Bexhill and Battle /ˈbɛks.hɪl ænd ˈbætəl/ is a constituency[n 1] represented in the House of Commons of the UK Parliament since 2015 by Huw Merriman of the Conservative Party.[n 2]

Boundaries[edit]

1983–2010: The District of Rother wards of Ashburnham, Battle, Beckley and Peasmarsh, Bodiam and Ewhurst, Brede and Udimore, Burwash, Catsfield and Crowhurst, Central, Collington, Etchingham and Hurst Green, Northiam, Old Town, Sackville, St Mark's, St Michael's, St Stephen's, Salehurst, Sedlescombe and Whatlington, Sidley, Ticehurst, and Westfield, and the District of Wealden wards of Herstmonceux, Ninfield, and Pevensey and Westham.

2010–present: The District of Rother wards of Battle Town, Central, Collington, Crowhurst, Darwell, Ewhurst and Sedlescombe, Kewhurst, Old Town, Rother Levels, Sackville, St Mark's, St Michael's, St Stephen's, Salehurst, Sidley, and Ticehurst and Etchingham, and the District of Wealden wards of Cross In Hand/Five Ashes, Heathfield East, Heathfield North and Central, Herstmonceux, Ninfield and Hooe with Wartling, and Pevensey and Westham.

The constituency is based around the district of Rother in East Sussex.

Constituency profile[edit]

The main towns in the constituency, from which it takes its name, are the seaside resort of Bexhill-on-Sea and the historic town of Battle, location of the 1066 Battle of Hastings.

History[edit]

The seat's first MP, Charles Wardle, served as a junior Home Office minister in the government of John Major; Wardle had the Conservative whip removed shortly before the 2001 election.

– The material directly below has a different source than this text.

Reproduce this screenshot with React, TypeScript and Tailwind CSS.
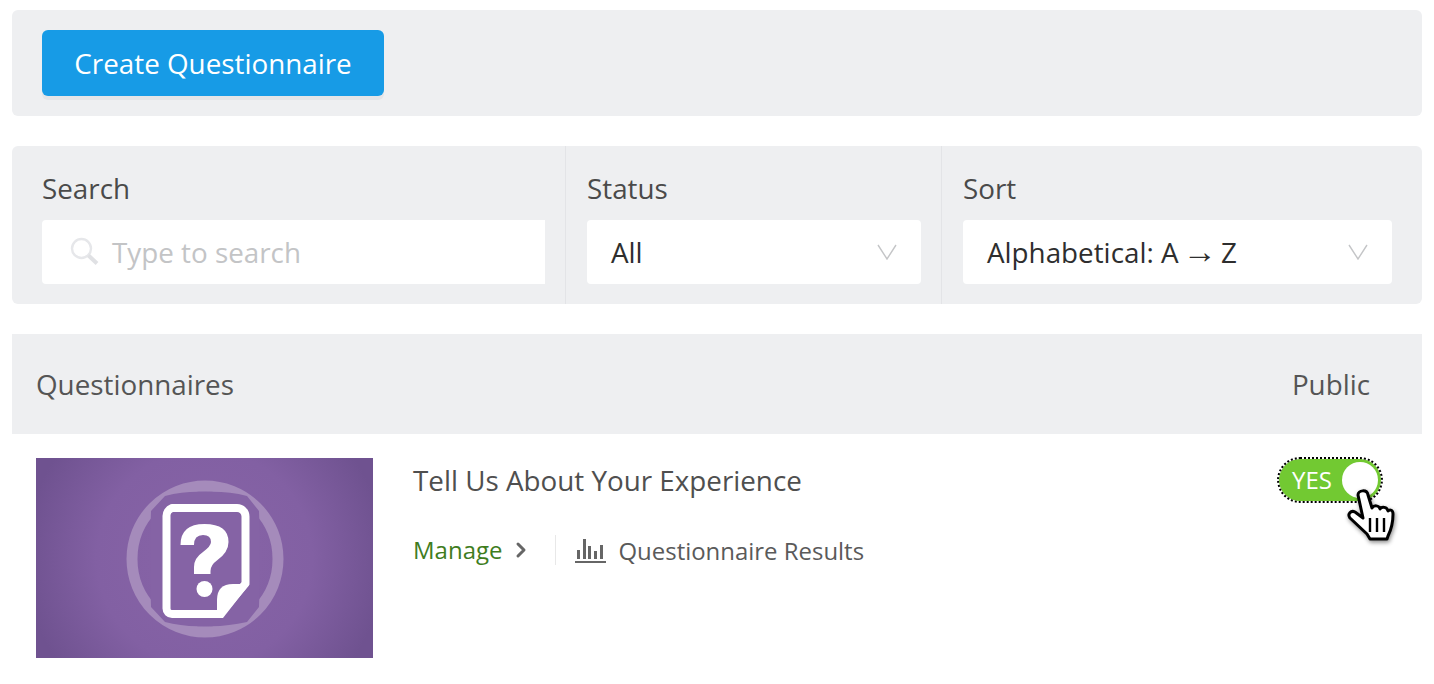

The seat was held by Gregory Barker from 2001 until 2015; Barker was a junior minister at the Department for Energy and Climate Change between the formation of the Conservative-Liberal Democrat coalition after the 2010 general election and the major government reshuffle of July 2014, when he resigned and announced his intention to retire from Parliament at the next general election.[4] In the 2015 election, the most recent MP, Huw Merriman was elected.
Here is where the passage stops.